Image Credit: bogdankosanovic via iStock
It's just a fact of the matter that in today's world, people will try to steal the images you work so hard to create.
Even more common is when people use your images without your permission, not because they're trying to pass your work off as their own, but because they simply don't understand that not every photo online is free game.
So, it's a problem of easy access and not enough education about image rights.
The question is, what can you do about it?
Here are a few tips that will teach you how to protect your images online.
Copyright Your Photos
Image Credit: D3Damon via iStock
The moment you take a photo, it's copyrighted as your work.
However, many people don't understand that fact.
This is where an educational component comes into protecting your work.
By adding the © symbol or the actual word "Copyright" followed by the year of publication and your name on or near your work, you're informing anyone that views it that the image is yours and that it's protected work.
In many cases, that will deter the folks that don't understand that images aren't simply free to use from using your photos.
But for people that purposefully steal other people's images, you might need to take the copyright thing a step further by registering the copyright.

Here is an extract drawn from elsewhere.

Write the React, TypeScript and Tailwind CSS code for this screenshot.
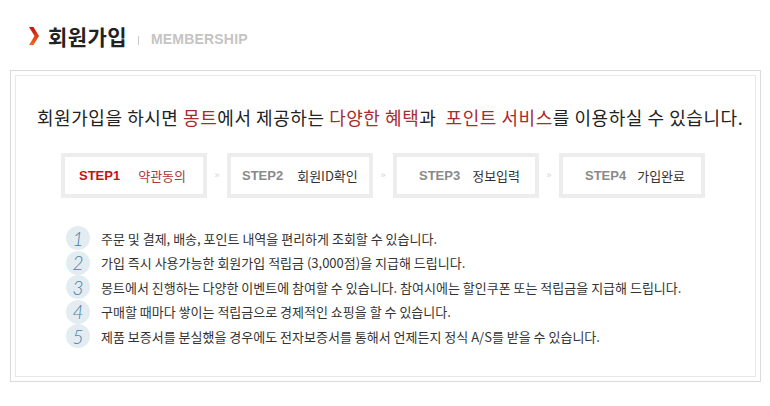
import React from 'react';

const steps = [
  { no: 'STEP1', label: '약관동의', active: true, pad: 'pl-[14px]', gap: 'gap-[18px]' },
  { no: 'STEP2', label: '회원ID확인', active: false, pad: 'pl-[11px]', gap: 'gap-[14px]' },
  { no: 'STEP3', label: '정보입력', active: false, pad: 'pl-[22px]', gap: 'gap-[12px]' },
  { no: 'STEP4', label: '가입완료', active: false, pad: 'pl-[22px]', gap: 'gap-[11px]' },
];

const benefits = [
  '주문 및 결제, 배송, 포인트 내역을 편리하게 조회할 수 있습니다.',
  '가입 즉시 사용가능한 회원가입 적립금 (3,000점)을 지급해 드립니다.',
  '몽트에서 진행하는 다양한 이벤트에 참여할 수 있습니다. 참여시에는 할인쿠폰 또는 적립금을 지급해 드립니다.',
  '구매할 때마다 쌓이는 적립금으로 경제적인 쇼핑을 할 수 있습니다.',
  '제품 보증서를 분실했을 경우에도 전자보증서를 통해서 언제든지 정식 A/S를 받을 수 있습니다.',
];

const kr = "font-['Noto_Sans_CJK_KR',sans-serif]";

const App: React.FC = () => {
  return (
    <div className={`w-[770px] h-[406px] bg-white text-[#333] ${kr}`}>
      {/* Title */}
      <div className="h-[70px] flex items-center pl-[29px] pt-[2px]">
        <svg width="10" height="18" viewBox="0 0 10 18" className="mr-[9px]">
          <defs>
            <linearGradient id="chev" x1="0" y1="0" x2="0" y2="1">
              <stop offset="0" stopColor="#c8120e" />
              <stop offset="1" stopColor="#f26a1e" />
            </linearGradient>
          </defs>
          <polygon points="0,0 4.5,0 10,9 4.5,18 0,18 5.5,9" fill="url(#chev)" />
        </svg>
        <span className="text-[21px] font-bold leading-none text-[#222] tracking-[0.4px]">회원가입</span>
        <span className="ml-[11px] mt-[8px] w-px h-[9px] bg-[#c8c8c8]" />
        <span className="ml-[12px] mt-[5px] font-['Liberation_Sans',sans-serif] font-bold text-[14px] leading-none text-[#c4c4c4] tracking-[0.2px]">
          MEMBERSHIP
        </span>
      </div>

      {/* Box */}
      <div className="ml-[10px] w-[751px] h-[312px] border border-[#dadada] p-[4px]">
        <div className="h-full border border-[#e8e8e8]">
          <p className="pt-[28px] pl-[21px] text-[18px] leading-[26px] text-[#222] tracking-[0.55px] whitespace-nowrap">
            회원가입을 하시면 <span className="text-[#a92c2c]">몽트</span>에서 제공하는{' '}
            <span className="text-[#a92c2c]">다양한 혜택</span>과&nbsp;{' '}
            <span className="text-[#a92c2c]">포인트 서비스</span>를 이용하실 수 있습니다.
          </p>

          {/* Steps */}
          <div className="mt-[23px] ml-[45px] flex items-center">
            {steps.map((s, i) => (
              <React.Fragment key={s.no}>
                {i > 0 && (
                  <span className="w-[20px] text-center text-[9px] text-[#cfcfcf] font-['Liberation_Sans',sans-serif]">»</span>
                )}
                <div className={`w-[146px] h-[45px] border-[4px] border-[#ededed] flex items-center ${s.pad} ${s.gap}`}>
                  <span
                    className={`font-['Liberation_Sans',sans-serif] font-bold text-[13px] ${
                      s.active ? 'text-[#cc1010]' : 'text-[#8a8a8a]'
                    }`}
                  >
                    {s.no}
                  </span>
                  <span className={`text-[13px] ${s.active ? 'text-[#b3363c]' : 'text-[#333]'}`}>{s.label}</span>
                </div>
              </React.Fragment>
            ))}
          </div>

          {/* Benefits */}
          <ul className="mt-[28px] ml-[50px]">
            {benefits.map((b, i) => (
              <li key={i} className="h-[24.5px] flex items-center">
                <span className="w-[24px] h-[24px] rounded-full bg-[#e3ecf1] flex items-center justify-center font-['Lato',sans-serif] italic font-light text-[19px] leading-none text-[#4b7fa8]">
                  {i + 1}
                </span>
                <span className="ml-[11px] text-[13px] text-[#333]">{b}</span>
              </li>
            ))}
          </ul>
        </div>
      </div>
    </div>
  );
};

export default App;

In the U.S., that can be done through the U.S. Copyright Office for both published and unpublished photographs.
By registering your copyrighted images, you have a pathway to take any infringements upon your copyrights to court.
For example, if you find that a company has used one of your images for their marketing materials without your permission, you can pursue a lawsuit against them for copyright infringement.

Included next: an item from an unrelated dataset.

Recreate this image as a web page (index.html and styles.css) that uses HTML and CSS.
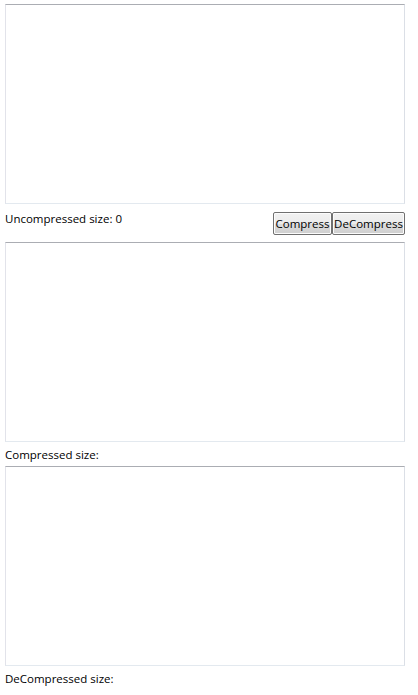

At the very least, you could have an attorney send a cease and desist letter to the offender and point out that the image is copyrighted and a registered work. In many cases, that will resolve the issue without the need to go to court over it.
Identify Your Work as Your Own
Another primary means of deterring theft of your images is to simply identify your work as your own.
I know what you're thinking, too...
Photography watermarks have been the go-to means of identifying photos forever, but the problem is that watermarks can be both ugly and distracting (like my old watermark, shown above).
So for a long time, the choice we had as photographers was to slap an ugly watermark on our images to try to deter theft or go without a watermark to have a better-looking image, and just hope that no one stole the photo.
That's different, now.
There are a number of companies that work with photographers to create gorgeous photography logos that you would actually be proud to have on your photos.
I personally use Photologo, because after a lot of research, I found their service to be the most desirable.
For starters, their signatures are completely handmade by artists, so you get a 100-percent unique signature to place on all your images.
There's no cut and paste signatures here - you choose the style of the signature, the folks at Photologo create it, and you get a gorgeous signature for your photos in as little as 48 hours.
Perhaps even better, if you're not completely happy with the signature, you get a free revision to make sure it's exactly what you want.
On top of serving as an additional hurdle to your images being ripped off, a signature on your photos is a great way to advertise your work and create a brand identity for your business.
Think about it - you can sign each and every photo with your digital signature and make that digital signature part of your larger marketing efforts.
Put it in the header of your website, on your portfolio, in your blog, and so forth, and you'll have a beautiful identifier for your business!
Additionally, Photologo charges $39.99 for your signature - a signature that's yours forever and that you're free to use as you please.
As you can see in the images above, the difference between an old, ugly watermark and a handmade photography signature is night and day!
Disable Right-Click "Save As"
Image Credit: webphotographeer via iStock
One of the reasons why people steal images online is because, quite frankly, they're easy to steal.
You can make it less likely for your images to be stolen by disabling right-click "save as" on your website or online portfolio.
Even if you aren't hugely tech savvy, reading up on how to disable right clicks will give you enough information to make the needed changes to your website to add another layer of protection to your photos.
Be Diligent About Searching For Your Images Online
The fact of the matter is that even if you copyright your images, put your signature on all your photos, and disable right clicks on your website, if someone desperately wants to steal your image, they will find a way if they work hard enough at it.
That means that in addition to putting as many hurdles in the way as you can, you also need to be diligent about searching for unauthorized uses of your images online.
Doing so is easy with programs like Tin Eye, which does a reverse image search based on either a photo that you upload or a URL that points to your photo online.
Using things like neural networks and artificial intelligence, Tin Eye will find any instance of the image you search for, that way you can track down unauthorized uses of your images.
It's just another layer of protection to ensure that you're recognized for the work you create and that people that use your work without permission can be confronted about their actions.
Are these methods 100-percent failsafe? No. But will they deter many people from using your images without your permission, absolutely!